Writing in dissent, Justice Ketanji Brown Jackson makes clear her disdain for the actions taken by her colleagues in the present case – and in many other similar emergency stay applications.

“[T]he District Judge thoroughly examined the evidence, considered applicable law, and made a reasoned determination that Executive Branch officials should be enjoined from implementing the mandated restructuring until this legal challenge to the President’s authority to undertake such action could be litigated,” the dissent reads. “But that temporary, practical, harm-reducing preservation of the status quo was no match for this Court’s demonstrated enthusiasm for greenlighting this President’s legally dubious actions in an emergency posture.”

To hear Jackson tell it, the district court has been marshaling the facts relevant to answering the “critical question” in the case, which the dissent views as a distinction between “massive restructuring” of the federal government and “minor workforce reductions consistent with existing law.”

Jackson, for her part, aims to answer that question – at least to an extent. Insofar as the order and associated memos intend to “significantly reorganize the agencies that comprise the Executive Branch,” the president should work with Congress, the dissent argues.

But Jackson leaves that question hanging – at least long enough to advise the other members of the Supreme Court to back off.

From the dissent, at length:

[T]he District Court not only issued such preliminary findings based on actual evidence, it is also the tribunal best positioned to make that determination, at least initially. Put differently, from its lofty perch far from the facts or the evidence, this Court lacks the capacity to fully evaluate, much less responsibly override, reasoned lower court factfinding about what this challenged executive action actually entails. I respectfully dissent because, in addition to the Government’s failure to show the exigency or irreparable harm that is required for emergency relief, this Court could not possibly know in this posture whether the Government is likely to succeed on the merits with respect to such a fact-dependent dispute. So it should have left well enough alone.

Still, Jackson picks the question back up – to answer it in favor of the coalition of unions, local governments and nonprofits opposing the measure – and offers a lengthy historical overview of federal restructuring.

“The many reorganization acts that Congress has passed since 1932 vary in the degree of discretion conferred,” the dissent muses. “But all have given Congress a say before the President has implemented any proposed plans to reorganize agencies’ structures. Pursuant to that process, as of the last time Congress expressly granted this reorganization authority, ‘presidents [had] submitted 126 reorganization proposals to Congress, of which 93 were implemented and 33 were affirmatively rejected by Congress.'”

The dissent then returns to the primacy of judicial review – and again finds fault with the other justices for what she views as improper encroachment on the lower court’s “evidence-based” reasoning.

“On what grounds does the majority deviate from the District Court’s fact-based findings here?” Jackson asks out loud. “Has it found that the court below clearly erred with respect to its assessment of the evidence? Has it opted to simply ignore the well-settled deferential standards of review? Has it made its own factual findings about the nature, scope, and extent of the Government’s reorganization activities? All of these possibilities are problematic. And because the Court provides no explanation for its likelihood-of-success conclusion, the answers to these crucial questions are also anyone’s guess.”

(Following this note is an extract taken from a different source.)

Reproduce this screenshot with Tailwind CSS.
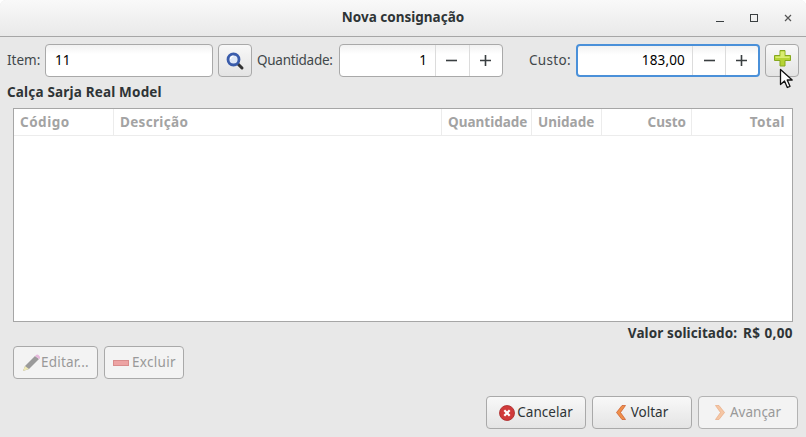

As the dissent continues, Jackson fashions her complaint into a new warning about the perils of an executive branch running roughshod over the constitutional prerogatives of Congress.

Again the dissent, at length:

With scant justification, the majority permits the immediate and potentially devastating aggrandizement of one branch (the Executive) at the expense of another (Congress), and once again leaves the People paying the price for its reckless emergency-docket determinations. …

Given the fact-based nature of the issue in this case and the many serious harms that result from allowing the President to dramatically reconfigure the Federal Government, it was eminently reasonable for the District Court to maintain the status quo while the courts evaluate the lawfulness of the President’s executive action. At bottom, this case is about whether that action amounts to a structural overhaul that usurps Congress’s policymaking prerogatives—and it is hard to imagine deciding that question in any meaningful way after those changes have happened. Yet, for some reason, this Court sees fit to step in now and release the President’s wrecking ball at the outset of this litigation…

While Justice Sonia Sotomayor briefly joined the dissent for the limited notion that “the President cannot restructure federal agencies in a manner inconsistent with congressional mandates,” Jackson largely stood alone. Indeed, Sotomayor issued a concurrence agreeing with Tuesday’s result.